きもの専門店の業績の明暗を分けるもの(2)

いつも読んでいただきありがとうございます。

 
4月16日(火)に顧問をさせていただいています「全国きものスタイリスト協会」主催の「きものスタイリスト全国大会」に招かれて講演をさせて頂きました。
その際に行われた全国トップの「きものスタイリスト」のスピーチを聴いて、きもの事業の業績の明暗を分けるものが分かりましたので、3回に渡って書いています。
 
<2.好きだから買う時代への変化>
受賞者である「神セブン」の方々の受賞コメントから感じるのは、現代のきものは消費者が「必要性」で買っているのではなく、純粋にきものが「好きだから」買っていると言う流れに変化した事が分かります。
 
実は長年衰退の一途のきもの市場でしたが、4年ほど前から少しずつきものが売れ始めており、きもの市場はV字回復しているのです。
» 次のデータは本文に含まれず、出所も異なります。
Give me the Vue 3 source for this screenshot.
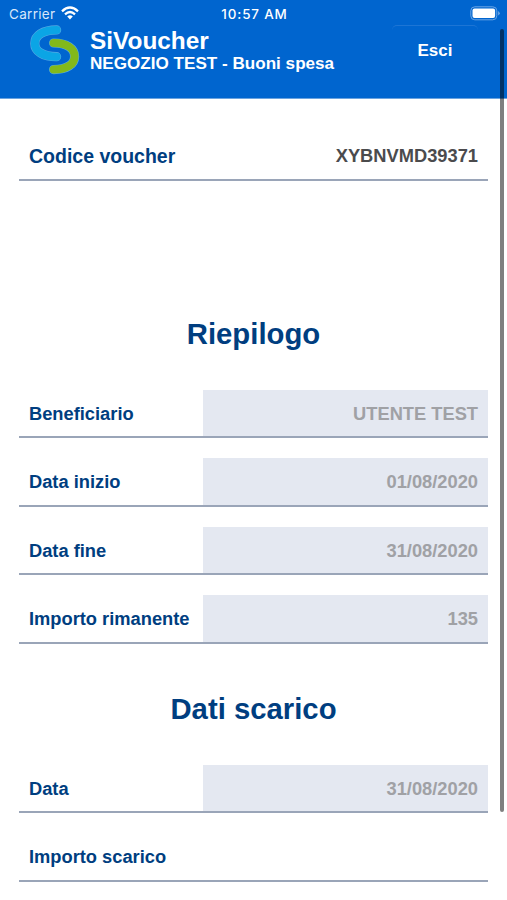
<script setup>
const summary = [
  { label: 'Beneficiario', value: 'UTENTE TEST' },
  { label: 'Data inizio', value: '01/08/2020' },
  { label: 'Data fine', value: '31/08/2020' },
  { label: 'Importo rimanente', value: '135' },
]
</script>

<template>
  <div class="screen">
    <header>
      <div class="status">
        <span class="carrier">Carrier</span>
        <svg class="wifi" width="18" height="14" viewBox="0 0 18 14" fill="none" stroke="#fff" stroke-width="2.3">
          <path d="M1 5.3Q9-2.2 17 5.3M4 8.3Q9 3.8 14 8.3" />
          <path d="M6.2 10.5Q9 8.2 11.8 10.5L9 13.4Z" fill="#fff" stroke="none" />
        </svg>
        <span class="clock">10:57 AM</span>
        <svg class="battery" width="31" height="15" viewBox="0 0 31 15">
          <rect x=".8" y=".8" width="26" height="13" rx="4" fill="none" stroke="#6ba5e5" />
          <rect x="2.5" y="2.5" width="22.6" height="9.6" rx="2" fill="#fff" />
          <path d="M28.2 5Q31.2 7.3 28.2 9.6Z" fill="#78ace6" />
        </svg>
      </div>
      <div class="brand">
        <svg class="logo" width="52" height="52" viewBox="0 0 52 52" fill="none" stroke-linecap="round">
          <g stroke="#55a9e3" stroke-width="9.2">
            <path d="M27.6 4.9C14 4.9 5.8 10.5 5.8 18.4C5.8 26.3 14 31.7 27.6 31.7" />
            <path d="M24.6 18C38 18 45.6 23.5 45.6 31.4C45.6 39.3 38 44.6 24.6 44.6" />
          </g>
          <g stroke-width="8">
            <path stroke="#0ba5e5" d="M27.6 4.9C14 4.9 5.8 10.5 5.8 18.4C5.8 26.3 14 31.7 27.6 31.7" />
            <path stroke="#82b91b" d="M24.6 18C38 18 45.6 23.5 45.6 31.4C45.6 39.3 38 44.6 24.6 44.6" />
          </g>
        </svg>
        <div class="titles">
          <div class="name">SiVoucher</div>
          <div class="shop">NEGOZIO TEST - Buoni spesa</div>
        </div>
        <button class="exit">Esci</button>
      </div>
    </header>
    <main>
      <div class="row code">
        <label>Codice voucher</label>
        <div class="value">XYBNVMD39371</div>
      </div>
      <h2 class="recap">Riepilogo</h2>
      <div class="group">
        <div v-for="r in summary" :key="r.label" class="row">
          <label>{{ r.label }}</label>
          <div class="value filled">{{ r.value }}</div>
        </div>
      </div>
      <h2 class="unload">Dati scarico</h2>
      <div class="group">
        <div class="row">
          <label>Data</label>
          <div class="value filled">31/08/2020</div>
        </div>
        <div class="row">
          <label>Importo scarico</label>
          <div class="value"></div>
        </div>
      </div>
    </main>
    <div class="scrollbar"></div>
  </div>
</template>

<style>
body { margin: 0; background: #fff; }
</style>

<style scoped>
.screen { position: relative; width: 507px; height: 900px; overflow: hidden; background: #fff; font-family: "Liberation Sans", Arial, sans-serif; }
header { height: 99px; background: #0065cf; border-bottom: 1px solid #6ba3df; box-sizing: border-box; color: #fff; }
.status { height: 25px; display: grid; grid-template-columns: 52px 18px 1fr 31px; padding: 0 5px 0 9px; box-sizing: border-box; font-family: Inter, sans-serif; }
.carrier { font-size: 13.5px; line-height: 28px; letter-spacing: .3px; color: #d7e7fa; }
.wifi { margin-top: 6px; }
.clock { font-size: 13.4px; font-weight: 500; line-height: 28px; letter-spacing: .85px; text-align: center; margin-left: -45px; margin-right: -4px; }
.battery { margin-top: 6px; margin-left: -1px; }
.brand { display: flex; height: 72px; }
.logo { margin-left: 29px; flex: none; overflow: visible; }
.titles { margin-left: 9px; width: 302px; white-space: nowrap; font-weight: bold; }
.name { font-size: 24.4px; line-height: 28px; margin-top: 2px; }
.shop { font-size: 17.1px; line-height: 20px; margin-top: -1px; }
.exit { width: 86px; height: 50px; padding: 0; border: 0; border-top: 1px solid #1d75d5; border-radius: 5px; background: transparent; color: #fff; font: bold 17px "Liberation Sans", Arial, sans-serif; }
main { padding: 33px 19px 0; }
.row { display: grid; grid-template-columns: 183.5px 1fr; grid-template-rows: 46.5px; height: 48.5px; box-sizing: border-box; border-bottom: 2px solid #9aa5b8; }
.row label { padding-left: 10px; line-height: 47.5px; color: #003e80; font-size: 18.3px; font-weight: bold; white-space: nowrap; }
.value { padding-right: 10px; line-height: 47.5px; text-align: right; font-size: 18.3px; font-weight: bold; color: #4b4b4d; }
.filled { height: 46.5px; background: #e4e8f1; color: #a0a1a5; }
.code label { font-size: 19.5px; line-height: 49px; }
.code .value { line-height: 48px; }
h2 { margin: 0; color: #003e80; font-size: 29.3px; line-height: 36px; text-align: center; }
.recap { padding: 135px 0 38px; }
.unload { padding: 47px 0 38px; }
.group { display: grid; row-gap: 20px; }
.scrollbar { position: absolute; left: 500px; top: 29px; width: 4px; height: 783px; border-radius: 2px; background: rgba(0, 0, 0, .5); }
</style>
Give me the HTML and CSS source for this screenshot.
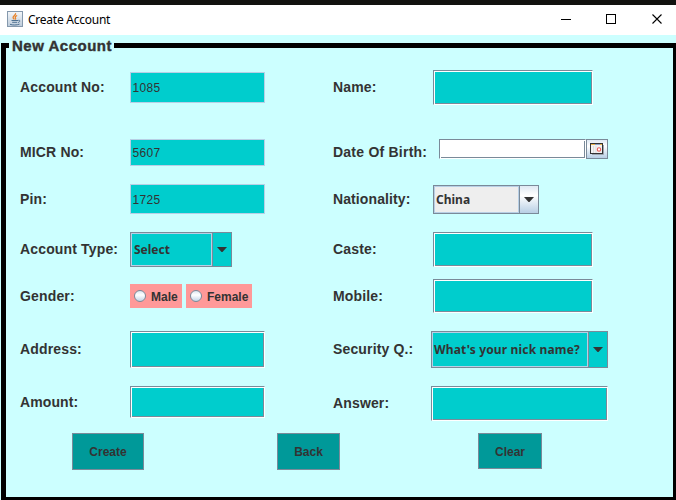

特にきものにはヒット商品があったわけでもないですし、新しいきものの着用習慣が生まれたわけでもありません。
きものが売れ始めた背景は純粋にきものを「趣味」として楽しむ方がゆっくりと増えているからと思われます。
 
特にその市場の成長を支えているのは、きものでちょっとした「お出かけ」や「集まり」と言うきものの楽しみ方の静かなブームのようです。
今までのきもの業界の商売の姿勢は「売って終わり」と言うものでした。
確かに一昔前のお客様は「コレクター」も多かったので、美術的価値のあるきものを所有する価値に満足を感じていた方も多かったのでそれでもよかったのかもしれません。
 
ただ、今のきものファンは所有するだけでは満足はしません。
きものを着て出かけて写真を撮ったりしながら、非日常体験をする「体験価値」を楽しむことがメインになっているのです。
ですから受賞された「神セブン」のきものスタイリスト達は口を揃えてお客様に純粋にきものを楽しんでいただく応援やサポートに力を入れているとお話しされていたのが印象的でした。
 
このように純粋にきものが好きで楽しむと言う目的できものが売れ始めている変化をキャッチしている事業者が業績が良く、逆に未だにきものに「習慣」や「民族衣装」などの旧態依然とした「必要性」を当てはめようとして変化出来ない事業者が業績が悪い事が分かります。